The following system of liberal economy was quite resilient, now however, it seems to be it its tipping point where it could either go back to its stable point, or transit into a new system with a new point of stability.

Monday 6 February 2012

Which came first, the chicken or the egg?




"Which comes first, the chicken or the egg?" is the commonly known question that would confuse not only a kid, but even an adult. This causality dilemma could be applied in financial market by asking the question: whether financial innovations cause the increase in regulation or are the result of the restrictions imposed by the increased regulation?

One of the most popular topics in the financial news these days is the regulation of the financial (particular banking) sector. The regulation often involves applying restrictions on use of different types of financial innovations (as these are often blamed for causing the recent financial crisis). However, could these restrictions cause further increase in innovations in the financial sector?

According to Edward J. Kane, innovation “…is the act of putting an invention into practice”. In an unregulated sector the use of invention is usually justified by its technical productivity. However, in the regulated sector, implementation of technical invention can be justified by its ­productivity in regulatory avoidance. One of the greatest examples is the electronic funds transfer system (EFT). Beside its productivity gains of substituting (or replacing) cash and cheques, this was mainly driven by avoidance of heavy regulation of cheques.

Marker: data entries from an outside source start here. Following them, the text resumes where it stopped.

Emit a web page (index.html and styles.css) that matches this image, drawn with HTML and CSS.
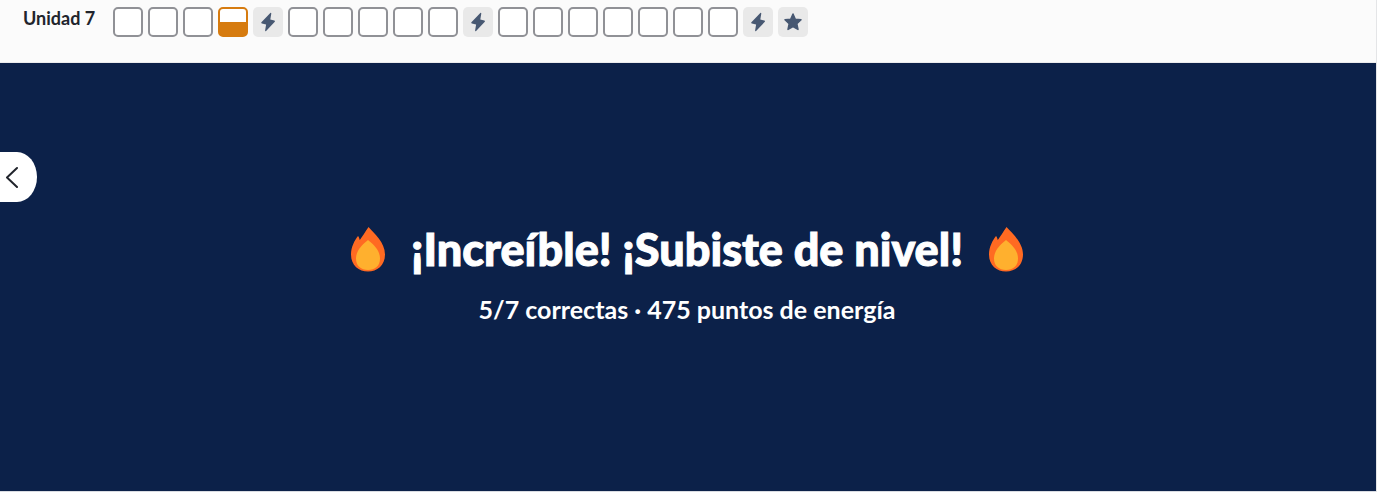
FILE: index.html
```
<!DOCTYPE html>
<html lang="es">
<head>
<meta charset="utf-8">
<meta name="viewport" content="width=device-width, initial-scale=1">
<title>Unidad 7</title>
<link rel="stylesheet" href="styles.css">
</head>
<body>
<svg class="sprite" aria-hidden="true">
  <symbol id="bolt" viewBox="0 0 30 30"><path d="M17.3 6 8.400 15.200q-.6.9.5 1.200l4.200 1.200-1 6q.1 1.100 1 .4l8.700-9.200q.6-.9-.5-1.200l-4-1.200 1-5.900q-.1-1.100-1-.5z"/></symbol>
  <symbol id="star" viewBox="0 0 30 30"><path d="M15 7l2.300 5.200 5.700.6-4.200 3.900 1.200 5.700-5-2.900-5 2.900 1.200-5.700L7 12.800l5.700-.6z" stroke-width="1.500" stroke-linejoin="round"/></symbol>
  <symbol id="flame" viewBox="0 0 34 45"><path fill="#ff6a22" d="M17.500 0C23 6 34 15.500 34 27.500 34 38.500 26 44.500 17 44.500S0 38.500 0 27.500C0 20 3.500 13.500 7 9c1 .5 1.300 2.500 1.700 4C11 10.500 14 5 17.500 0z"/><path fill="#ffb02e" d="M17 13c5 4 12 10 12 18.500C29 39 24 43 17 43S5 39 5 31.500C5 23 12 17 17 13z"/></symbol>
</svg>
<header class="unit">
  <h2 class="unit-name">Unidad 7</h2>
  <ol class="steps">
    <li class="step"></li><li class="step"></li><li class="step"></li><li class="step familiar"></li>
    <li class="step badge"><svg><use href="#bolt"/></svg></li>
    <li class="step"></li><li class="step"></li><li class="step"></li><li class="step"></li><li class="step"></li>
    <li class="step badge"><svg><use href="#bolt"/></svg></li>
    <li class="step"></li><li class="step"></li><li class="step"></li><li class="step"></li><li class="step"></li><li class="step"></li><li class="step"></li>
    <li class="step badge"><svg><use href="#bolt"/></svg></li>
    <li class="step badge"><svg><use href="#star"/></svg></li>
  </ol>
</header>
<main class="banner">
  <button class="back" type="button" aria-label="Anterior"><svg viewBox="0 0 14 22"><path d="M12 2 2 11.500 12 21"/></svg></button>
  <div class="headline">
    <svg class="flame"><use href="#flame"/></svg>
    <h1 class="title">¡Increíble! ¡Subiste de nivel!</h1>
    <svg class="flame"><use href="#flame"/></svg>
  </div>
  <p class="score">5/7 correctas · 475 puntos de energía</p>
</main>
</body>
</html>
```
FILE: styles.css
```
* { box-sizing: border-box; }
body {
  margin: 0;
  border-right: 1px solid #e4e5e7;
  background: #fff;
  color: #21242c;
  font-family: Lato, "Noto Sans", sans-serif;
}
.sprite { display: none; }
.unit {
  display: flex;
  align-items: flex-start;
  gap: 18px;
  padding: 7px 23px 25px;
  background: #fbfbfb;
  border-bottom: 1px solid #ececed;
}
.unit-name {
  margin: 0;
  font-size: 18px;
  line-height: 22px;
  font-weight: 700;
}
.steps {
  display: flex;
  gap: 5px;
  margin: 0;
  padding: 0;
  list-style: none;
}
.step {
  width: 30px;
  height: 30px;
  border: 2px solid #909196;
  border-radius: 5px;
  background: #fff;
}
.familiar {
  border-color: #d67b0f;
  background: linear-gradient(#fff 50%, #d67b0f 50%);
}
.badge {
  border: 0;
  background: #e9e9e9;
}
.badge svg {
  display: block;
  width: 30px;
  height: 30px;
  fill: #475872;
  stroke: #475872;
  stroke-width: 0;
}
.banner {
  position: relative;
  display: flex;
  flex-direction: column;
  align-items: center;
  gap: 16px;
  padding: 156px 18px 168px 16px;
  background: #0c2149;
  border-bottom: 1px solid #d9dce2;
  color: #fff;
}
.back {
  position: absolute;
  top: 89px;
  left: 0;
  display: flex;
  align-items: center;
  width: 37px;
  height: 50px;
  padding: 0 0 0 5px;
  border: 0;
  border-radius: 0 20px 20px 0 / 0 25px 25px 0;
  background: #fff;
}
.back svg {
  width: 14px;
  height: 22px;
  fill: none;
  stroke: #21242c;
  stroke-width: 2;
  stroke-linecap: round;
  stroke-linejoin: round;
}
.headline {
  display: flex;
  align-items: center;
  gap: 26px;
}
.flame {
  width: 34px;
  height: 45px;
}
.title {
  margin: 0;
  font-size: 45px;
  line-height: 60px;
  font-weight: 900;
  -webkit-text-stroke: 1px #fff;
}
.score {
  margin: 0;
  font-size: 25px;
  line-height: 28px;
  font-weight: 700;
}
```
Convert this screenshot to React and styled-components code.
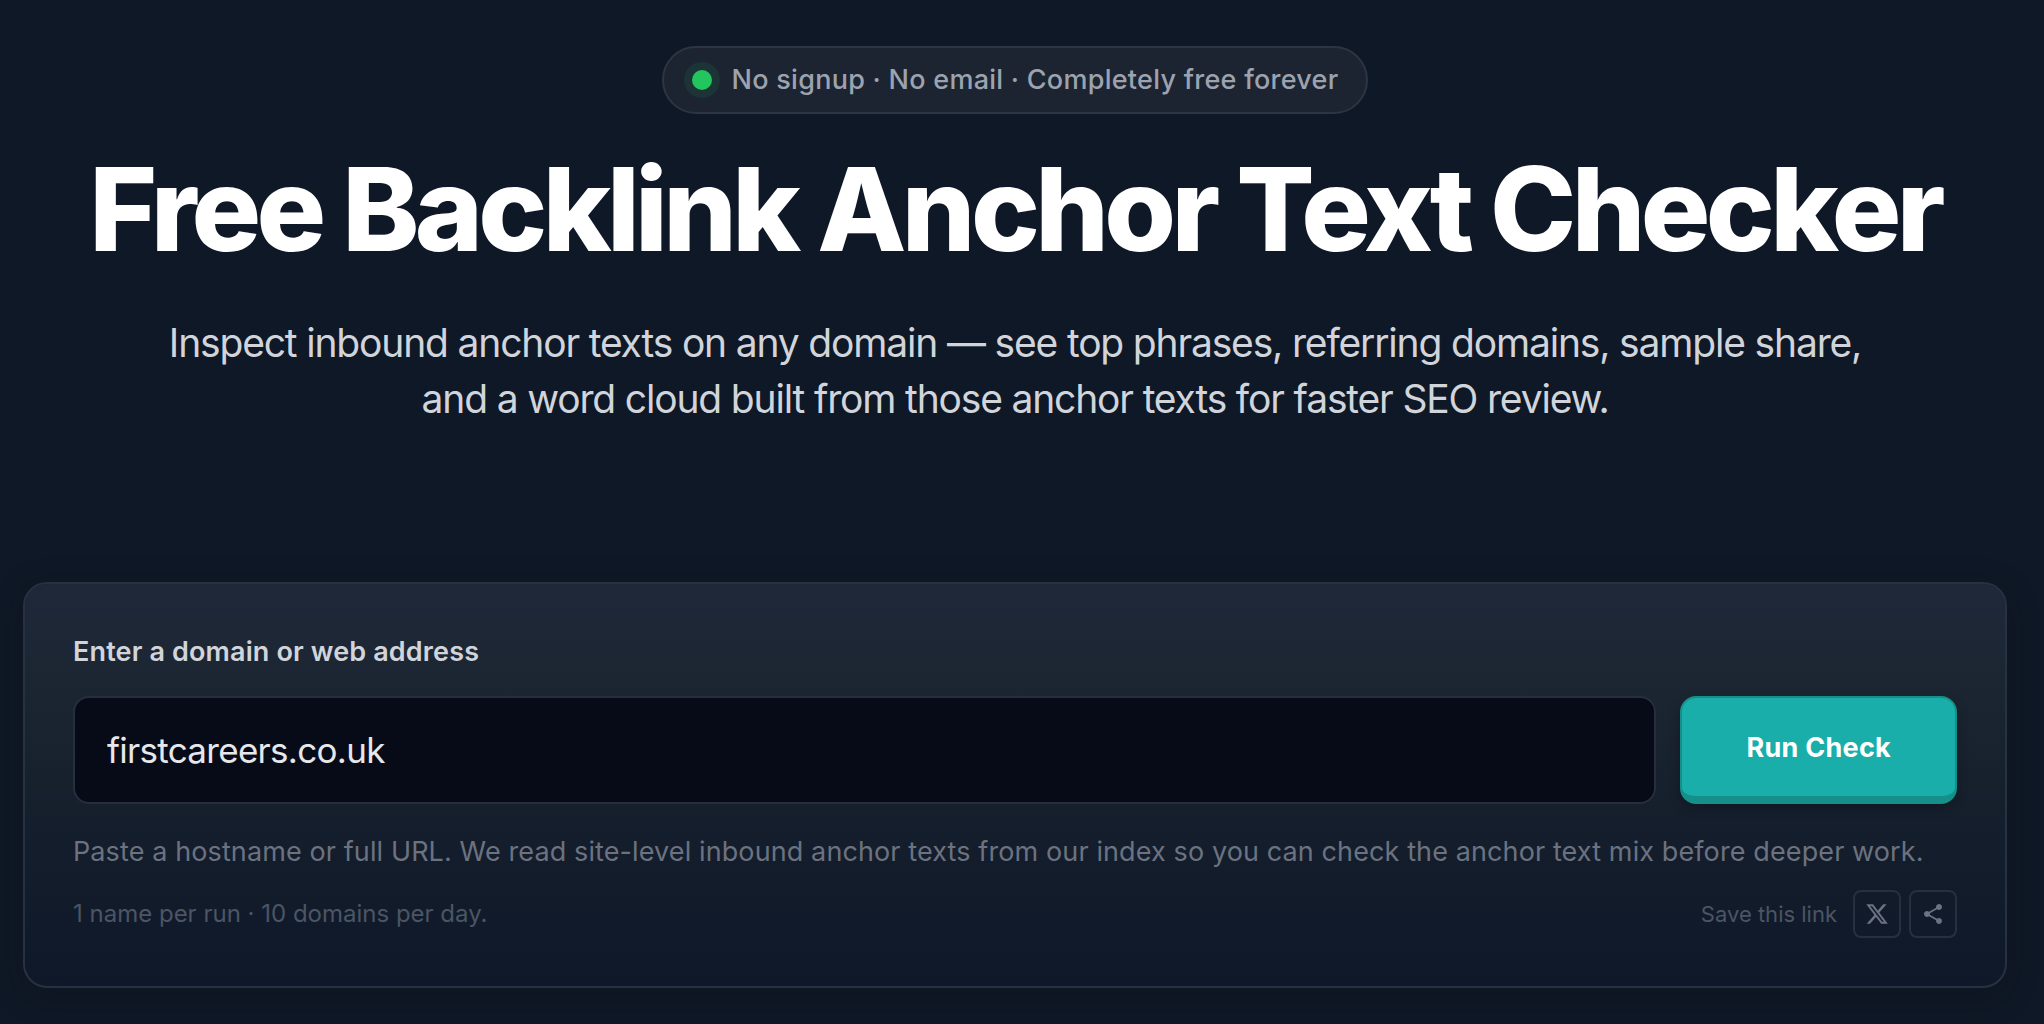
import React, { useState } from "react";
import styled, { createGlobalStyle } from "styled-components";

const GlobalStyle = createGlobalStyle`
  *, *::before, *::after {
    box-sizing: border-box;
  }

  body {
    margin: 0;
    background: #0f1826;
    font-family: Inter, "Liberation Sans", sans-serif;
    -webkit-font-smoothing: antialiased;
  }
`;

const Page = styled.main`
  display: flex;
  flex-direction: column;
  gap: 155px;
  padding: 46px 37px 36px 23px;
`;

const Hero = styled.header`
  display: flex;
  flex-direction: column;
  align-items: center;
  text-align: center;
`;

const Pill = styled.p`
  display: inline-flex;
  align-items: center;
  gap: 20px;
  margin: 0;
  padding: 12px 28px;
  border: 2px solid #2c3543;
  border-radius: 34px;
  background: #1c2431;
  color: #9ca3af;
  font-size: 27px;
  font-weight: 500;
  line-height: 40px;
  letter-spacing: 0.01em;
`;

const Dot = styled.span`
  width: 20px;
  height: 20px;
  border-radius: 50%;
  background: #22c55e;
  box-shadow: 0 0 0 8px rgba(34, 197, 94, 0.1);
`;

const Title = styled.h1`
  margin: 33px 0 44px;
  color: #fff;
  font-size: 116px;
  font-weight: 800;
  line-height: 124px;
  letter-spacing: -0.04em;
`;

const Lead = styled.p`
  max-width: 1760px;
  margin: 0;
  color: #d1d5db;
  font-size: 39px;
  line-height: 56px;
  letter-spacing: -0.03em;
`;

const Card = styled.form`
  display: flex;
  flex-direction: column;
  padding: 48px;
  border: 2px solid #273142;
  border-radius: 24px;
  background: linear-gradient(180deg, #1f2839 0%, #1b2531 30%, #151e2c 60%, #0f1829 100%);
  background-clip: padding-box;
  box-shadow: 0 8px 32px rgba(14, 18, 24, 0.3);
`;

const Label = styled.label`
  margin-bottom: 24px;
  color: #d1d5db;
  font-size: 27px;
  font-weight: 600;
  line-height: 40px;
  letter-spacing: 0.005em;
`;

const Fields = styled.div`
  display: flex;
  gap: 24px;
`;

const DomainInput = styled.input`
  flex: 1;
  min-width: 0;
  height: 108px;
  padding: 0 32px;
  border: 2px solid #262e3f;
  border-radius: 16px;
  outline: none;
  background: #070b17;
  color: #e5e7eb;
  font-family: inherit;
  font-size: 35px;
  letter-spacing: -0.02em;
`;

const RunButton = styled.button`
  padding: 0 64px;
  border: 2px solid #158f89;
  border-bottom-width: 8px;
  border-radius: 16px;
  background: #19aea9;
  box-shadow: 0 4px 12px rgba(0, 0, 0, 0.25);
  color: #fff;
  font-family: inherit;
  font-size: 27px;
  font-weight: 700;
  letter-spacing: 0.01em;
  cursor: pointer;
`;

const Hint = styled.p`
  margin: 25px 0 15px;
  color: #6b7280;
  font-size: 27px;
  line-height: 46px;
  letter-spacing: 0.004em;
`;

const Footer = styled.div`
  display: flex;
  align-items: center;
  justify-content: space-between;
`;

const Limits = styled.span`
  color: #4b5563;
  font-size: 24px;
  line-height: 36px;
`;

const Share = styled.div`
  display: flex;
  align-items: center;
  gap: 8px;
`;

const ShareText = styled.span`
  margin-right: 8px;
  color: #4b5563;
  font-size: 22px;
  line-height: 36px;
`;

const IconButton = styled.button`
  display: flex;
  align-items: center;
  justify-content: center;
  width: 48px;
  height: 48px;
  padding: 0;
  border: 2px solid #273040;
  border-radius: 8px;
  background: transparent;
  color: #6b7280;
  cursor: pointer;
`;

const XIcon = () => (
  <svg width="24" height="24" viewBox="0 0 24 24" fill="currentColor" aria-hidden="true">
    <path d="M18.244 2.25h3.308l-7.227 8.26 8.502 11.24H16.17l-5.214-6.817L4.99 21.75H1.68l7.73-8.835L1.254 2.25H8.08l4.713 6.231zm-1.161 17.52h1.833L7.084 4.126H5.117z" />
  </svg>
);

const ShareIcon = () => (
  <svg width="24" height="24" viewBox="0 0 24 24" fill="currentColor" aria-hidden="true">
    <path d="M18 16.08c-.76 0-1.44.3-1.96.77L8.91 12.7c.05-.23.09-.46.09-.7s-.04-.47-.09-.7l7.05-4.11c.54.5 1.25.81 2.04.81 1.66 0 3-1.34 3-3s-1.34-3-3-3-3 1.34-3 3c0 .24.04.47.09.7L8.04 9.81C7.5 9.31 6.79 9 6 9c-1.66 0-3 1.34-3 3s1.34 3 3 3c.79 0 1.5-.31 2.04-.81l7.12 4.16c-.05.21-.08.43-.08.65 0 1.61 1.31 2.92 2.92 2.92s2.92-1.31 2.92-2.92-1.31-2.92-2.92-2.92z" />
  </svg>
);

const App = () => {
  const [domain, setDomain] = useState("firstcareers.co.uk");

  return (
    <>
      <GlobalStyle />
      <Page>
        <Hero>
          <Pill>
            <Dot />
            No signup · No email · Completely free forever
          </Pill>
          <Title>Free Backlink Anchor Text Checker</Title>
          <Lead>
            Inspect inbound anchor texts on any domain — see top phrases, referring domains,
            sample share, and a word cloud built from those anchor texts for faster SEO review.
          </Lead>
        </Hero>

        <Card onSubmit={(e) => e.preventDefault()}>
          <Label htmlFor="domain">Enter a domain or web address</Label>
          <Fields>
            <DomainInput
              id="domain"
              type="text"
              spellCheck={false}
              value={domain}
              onChange={(e) => setDomain(e.target.value)}
            />
            <RunButton type="submit">Run Check</RunButton>
          </Fields>
          <Hint>
            Paste a hostname or full URL. We read site-level inbound anchor texts from our index
            so you can check the anchor text mix before deeper work.
          </Hint>
          <Footer>
            <Limits>1 name per run · 10 domains per day.</Limits>
            <Share>
              <ShareText>Save this link</ShareText>
              <IconButton type="button" aria-label="Share on X">
                <XIcon />
              </IconButton>
              <IconButton type="button" aria-label="Share">
                <ShareIcon />
              </IconButton>
            </Share>
          </Footer>
        </Card>
      </Page>
    </>
  );
};

export default App;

There is some controversion in the academic literature about the role of circumventive innovation, which makes it harder to answer the initial question of this financial dilemma. However, no matter what comes first, the process of regulation→ regulatee avoidance→ and the following re-regulation is a constant battle between political and market forces, which is hardly ever going to achieve any stationary equilibrium (Kane 1981).